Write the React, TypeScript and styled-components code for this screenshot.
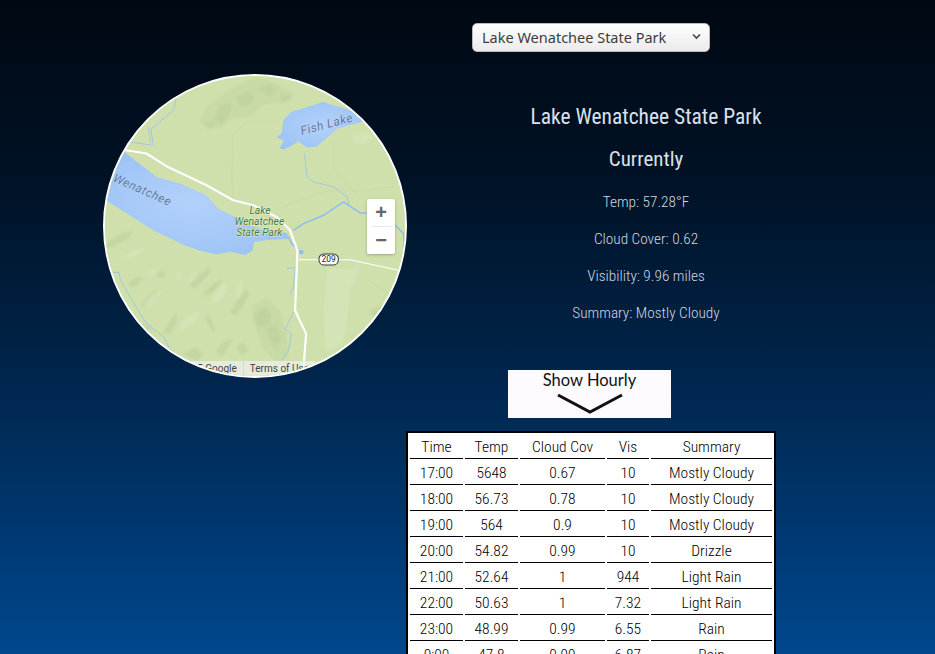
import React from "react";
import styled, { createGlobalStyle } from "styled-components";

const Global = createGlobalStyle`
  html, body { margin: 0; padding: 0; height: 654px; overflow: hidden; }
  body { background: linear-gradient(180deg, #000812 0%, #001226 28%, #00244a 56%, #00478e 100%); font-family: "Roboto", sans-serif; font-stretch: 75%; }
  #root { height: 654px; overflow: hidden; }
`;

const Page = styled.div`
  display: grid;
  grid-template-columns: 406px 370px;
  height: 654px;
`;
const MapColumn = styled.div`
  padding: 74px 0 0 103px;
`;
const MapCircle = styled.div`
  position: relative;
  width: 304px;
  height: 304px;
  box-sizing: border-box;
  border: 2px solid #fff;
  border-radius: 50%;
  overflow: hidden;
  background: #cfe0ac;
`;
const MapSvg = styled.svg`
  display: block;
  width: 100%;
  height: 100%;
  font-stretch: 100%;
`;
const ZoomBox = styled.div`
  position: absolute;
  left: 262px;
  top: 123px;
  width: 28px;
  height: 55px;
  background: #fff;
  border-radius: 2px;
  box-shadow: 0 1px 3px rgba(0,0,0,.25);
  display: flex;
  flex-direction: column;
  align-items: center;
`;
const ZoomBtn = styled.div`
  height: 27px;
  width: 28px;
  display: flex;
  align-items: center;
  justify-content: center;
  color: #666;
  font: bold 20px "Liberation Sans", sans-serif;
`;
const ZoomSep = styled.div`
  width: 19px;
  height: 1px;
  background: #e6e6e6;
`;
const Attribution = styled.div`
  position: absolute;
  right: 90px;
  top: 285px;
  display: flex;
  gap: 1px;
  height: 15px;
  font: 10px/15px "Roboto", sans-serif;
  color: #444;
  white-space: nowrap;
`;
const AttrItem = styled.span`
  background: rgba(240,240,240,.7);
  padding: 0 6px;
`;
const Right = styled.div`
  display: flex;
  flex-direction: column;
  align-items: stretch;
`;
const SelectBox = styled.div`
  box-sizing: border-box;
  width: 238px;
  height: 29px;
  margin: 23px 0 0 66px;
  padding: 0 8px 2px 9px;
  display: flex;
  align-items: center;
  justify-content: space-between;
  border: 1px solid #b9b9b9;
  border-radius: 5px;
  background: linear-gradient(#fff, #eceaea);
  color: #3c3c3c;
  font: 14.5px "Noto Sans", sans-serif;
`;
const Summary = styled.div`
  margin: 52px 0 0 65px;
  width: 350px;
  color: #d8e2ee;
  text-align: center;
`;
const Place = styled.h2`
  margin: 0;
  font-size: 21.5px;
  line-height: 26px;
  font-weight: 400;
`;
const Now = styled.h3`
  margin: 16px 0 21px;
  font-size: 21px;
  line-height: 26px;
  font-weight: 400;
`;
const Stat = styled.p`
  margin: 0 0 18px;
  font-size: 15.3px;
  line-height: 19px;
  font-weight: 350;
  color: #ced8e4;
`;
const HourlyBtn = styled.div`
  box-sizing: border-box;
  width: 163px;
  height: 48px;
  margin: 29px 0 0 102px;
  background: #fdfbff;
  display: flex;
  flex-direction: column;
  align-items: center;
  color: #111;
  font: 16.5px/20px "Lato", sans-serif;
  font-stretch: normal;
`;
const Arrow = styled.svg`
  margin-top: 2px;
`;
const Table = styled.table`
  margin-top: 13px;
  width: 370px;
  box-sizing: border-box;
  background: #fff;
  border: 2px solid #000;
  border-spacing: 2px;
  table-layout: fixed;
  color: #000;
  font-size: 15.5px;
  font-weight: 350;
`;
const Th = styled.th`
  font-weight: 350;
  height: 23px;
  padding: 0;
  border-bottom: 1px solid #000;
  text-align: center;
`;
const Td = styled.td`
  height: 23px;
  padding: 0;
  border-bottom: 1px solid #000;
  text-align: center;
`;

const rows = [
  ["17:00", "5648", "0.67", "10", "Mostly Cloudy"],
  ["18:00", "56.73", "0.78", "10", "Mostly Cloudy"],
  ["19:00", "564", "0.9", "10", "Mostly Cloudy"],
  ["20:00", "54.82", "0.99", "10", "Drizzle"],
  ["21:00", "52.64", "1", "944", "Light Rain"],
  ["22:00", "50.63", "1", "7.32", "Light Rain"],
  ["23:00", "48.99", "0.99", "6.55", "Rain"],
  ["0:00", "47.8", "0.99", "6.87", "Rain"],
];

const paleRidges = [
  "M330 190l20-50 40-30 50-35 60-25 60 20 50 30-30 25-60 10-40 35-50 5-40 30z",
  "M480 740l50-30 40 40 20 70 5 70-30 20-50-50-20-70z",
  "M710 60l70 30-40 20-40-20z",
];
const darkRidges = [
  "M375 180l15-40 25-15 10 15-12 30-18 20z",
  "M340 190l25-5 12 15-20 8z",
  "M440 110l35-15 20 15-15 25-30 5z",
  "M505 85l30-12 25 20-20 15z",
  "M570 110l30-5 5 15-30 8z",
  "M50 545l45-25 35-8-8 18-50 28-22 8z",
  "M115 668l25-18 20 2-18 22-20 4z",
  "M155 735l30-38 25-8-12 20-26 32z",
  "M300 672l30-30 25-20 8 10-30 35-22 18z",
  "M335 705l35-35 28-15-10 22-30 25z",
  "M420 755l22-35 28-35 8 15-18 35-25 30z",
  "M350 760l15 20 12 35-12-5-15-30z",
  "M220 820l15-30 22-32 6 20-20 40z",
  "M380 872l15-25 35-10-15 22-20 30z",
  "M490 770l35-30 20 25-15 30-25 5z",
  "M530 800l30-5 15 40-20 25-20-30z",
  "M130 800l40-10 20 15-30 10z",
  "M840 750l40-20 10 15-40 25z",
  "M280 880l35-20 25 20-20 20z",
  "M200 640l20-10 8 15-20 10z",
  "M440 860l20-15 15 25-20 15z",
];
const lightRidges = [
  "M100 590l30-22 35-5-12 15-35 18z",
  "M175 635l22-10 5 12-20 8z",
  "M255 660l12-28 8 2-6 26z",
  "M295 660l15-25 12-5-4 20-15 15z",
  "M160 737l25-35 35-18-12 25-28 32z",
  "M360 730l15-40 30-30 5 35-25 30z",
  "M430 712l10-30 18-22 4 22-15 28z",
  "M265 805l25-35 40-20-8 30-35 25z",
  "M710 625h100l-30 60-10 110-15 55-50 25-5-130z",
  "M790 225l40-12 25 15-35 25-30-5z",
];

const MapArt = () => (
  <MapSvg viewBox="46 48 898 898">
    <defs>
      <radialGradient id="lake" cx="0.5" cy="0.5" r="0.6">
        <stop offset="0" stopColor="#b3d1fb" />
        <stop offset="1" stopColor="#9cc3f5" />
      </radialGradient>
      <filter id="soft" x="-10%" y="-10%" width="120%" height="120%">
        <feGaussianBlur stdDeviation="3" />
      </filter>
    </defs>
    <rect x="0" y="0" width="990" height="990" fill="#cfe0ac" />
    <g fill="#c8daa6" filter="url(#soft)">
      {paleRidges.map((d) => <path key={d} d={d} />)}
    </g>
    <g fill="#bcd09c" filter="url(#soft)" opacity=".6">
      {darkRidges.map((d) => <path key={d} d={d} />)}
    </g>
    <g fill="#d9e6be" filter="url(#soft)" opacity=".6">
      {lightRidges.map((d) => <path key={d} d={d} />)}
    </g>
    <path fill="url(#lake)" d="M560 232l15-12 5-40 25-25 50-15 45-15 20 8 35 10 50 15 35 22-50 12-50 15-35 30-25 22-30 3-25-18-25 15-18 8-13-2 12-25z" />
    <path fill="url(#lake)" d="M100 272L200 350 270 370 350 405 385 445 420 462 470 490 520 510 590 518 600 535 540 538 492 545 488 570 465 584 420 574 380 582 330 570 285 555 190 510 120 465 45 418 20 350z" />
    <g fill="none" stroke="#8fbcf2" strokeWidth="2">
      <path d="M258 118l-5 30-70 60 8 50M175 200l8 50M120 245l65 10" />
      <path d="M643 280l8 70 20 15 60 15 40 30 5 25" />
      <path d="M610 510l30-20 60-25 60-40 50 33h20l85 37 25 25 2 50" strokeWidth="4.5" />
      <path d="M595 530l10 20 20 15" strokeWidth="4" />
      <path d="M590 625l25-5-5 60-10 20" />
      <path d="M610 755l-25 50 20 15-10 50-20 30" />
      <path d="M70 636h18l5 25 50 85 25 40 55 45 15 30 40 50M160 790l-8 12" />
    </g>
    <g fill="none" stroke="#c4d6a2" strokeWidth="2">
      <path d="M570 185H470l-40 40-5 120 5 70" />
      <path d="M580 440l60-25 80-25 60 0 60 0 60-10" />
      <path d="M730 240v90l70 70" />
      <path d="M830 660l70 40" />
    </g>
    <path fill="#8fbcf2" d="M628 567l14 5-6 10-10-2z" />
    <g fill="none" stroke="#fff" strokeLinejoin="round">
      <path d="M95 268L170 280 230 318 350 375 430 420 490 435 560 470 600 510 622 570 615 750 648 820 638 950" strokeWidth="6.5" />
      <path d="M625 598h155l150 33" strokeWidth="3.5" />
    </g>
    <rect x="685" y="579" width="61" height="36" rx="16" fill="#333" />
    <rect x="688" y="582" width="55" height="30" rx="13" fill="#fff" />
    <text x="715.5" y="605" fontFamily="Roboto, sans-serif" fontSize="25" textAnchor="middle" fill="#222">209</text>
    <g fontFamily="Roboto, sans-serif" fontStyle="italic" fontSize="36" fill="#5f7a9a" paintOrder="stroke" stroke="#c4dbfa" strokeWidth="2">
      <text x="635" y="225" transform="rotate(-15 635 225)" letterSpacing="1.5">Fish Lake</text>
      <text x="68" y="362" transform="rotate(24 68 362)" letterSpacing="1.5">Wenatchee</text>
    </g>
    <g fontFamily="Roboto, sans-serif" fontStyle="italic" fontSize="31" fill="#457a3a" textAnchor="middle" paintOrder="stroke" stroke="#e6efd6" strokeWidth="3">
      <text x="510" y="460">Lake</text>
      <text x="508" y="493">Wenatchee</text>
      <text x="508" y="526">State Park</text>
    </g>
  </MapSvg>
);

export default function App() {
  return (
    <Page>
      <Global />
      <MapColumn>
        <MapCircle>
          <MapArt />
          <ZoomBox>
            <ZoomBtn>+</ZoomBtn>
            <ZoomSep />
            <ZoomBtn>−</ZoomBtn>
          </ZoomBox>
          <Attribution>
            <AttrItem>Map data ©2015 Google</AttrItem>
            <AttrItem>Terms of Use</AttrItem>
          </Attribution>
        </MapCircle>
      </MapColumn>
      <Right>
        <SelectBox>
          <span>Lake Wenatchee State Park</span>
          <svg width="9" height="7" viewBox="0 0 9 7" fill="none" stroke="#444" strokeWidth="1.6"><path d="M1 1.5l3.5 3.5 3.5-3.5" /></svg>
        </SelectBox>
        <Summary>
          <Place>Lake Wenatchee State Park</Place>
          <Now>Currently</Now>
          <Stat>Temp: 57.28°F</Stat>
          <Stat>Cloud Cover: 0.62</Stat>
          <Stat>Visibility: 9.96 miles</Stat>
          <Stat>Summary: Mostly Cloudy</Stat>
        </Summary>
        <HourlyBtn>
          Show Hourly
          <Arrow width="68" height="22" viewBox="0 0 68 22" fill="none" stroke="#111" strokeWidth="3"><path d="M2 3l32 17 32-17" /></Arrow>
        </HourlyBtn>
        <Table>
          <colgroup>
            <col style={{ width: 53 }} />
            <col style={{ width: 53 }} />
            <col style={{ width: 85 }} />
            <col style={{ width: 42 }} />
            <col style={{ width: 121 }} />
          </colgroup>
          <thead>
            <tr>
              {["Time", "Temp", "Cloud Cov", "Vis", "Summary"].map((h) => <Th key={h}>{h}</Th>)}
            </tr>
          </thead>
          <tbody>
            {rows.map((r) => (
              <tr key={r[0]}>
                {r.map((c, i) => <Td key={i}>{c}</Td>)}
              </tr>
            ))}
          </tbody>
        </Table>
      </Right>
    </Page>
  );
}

···

# Task statement:
Search the listing for the word "React" and return each line that holds it.

# Complete output:
Write the React, TypeScript and styled-components code for this screenshot.
import React from "react";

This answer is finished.